De Beers recently said sales of rough diamonds climbed 7% in 2003 to $5.5 billion—helped by strong growth in the second half of the year as the world economy and consumer confidence rebounded.
That demand was expected to continue in 2004, the company added.
De Beers reported headline earnings of $676 million compared with $575 million in 2002 and said its contribution to mining giant Anglo American’s headline earnings would be $386 million. Anglo owns 45% of De Beers.
A strong rand pushed up costs and ate into profits at many South African mining companies in 2003 and De Beers cut more than 400 jobs last year in an effort to reduce costs, Reuters reports.
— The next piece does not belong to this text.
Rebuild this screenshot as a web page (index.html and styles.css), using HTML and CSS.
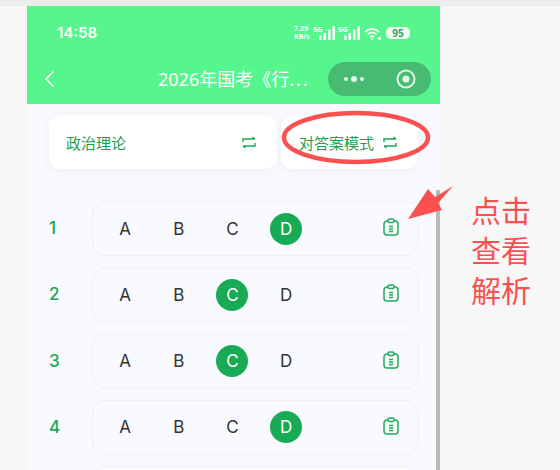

De Beers reportedly said it had changed its management structure ready for the sale of an equity stake in its South African operations—in line with government requirements that mining firms do more to increase black ownership in an industry still dominated by whites a decade after the end of white-minority rule.
It said Jonathan Oppenheimer would replace Gary Ralfe as managing director of De Beers Consolidated Mines and Gareth Penny would become managing director of The Diamond Trading Company.
Ralfe, who remains managing director of the De Beers group reportedly said the group had received expressions of interest but that it had no timeframe for the equity transfer.
A bill requiring firms to transfer 15% of their equity to black-led groups within five years is expected to be passed into law this year.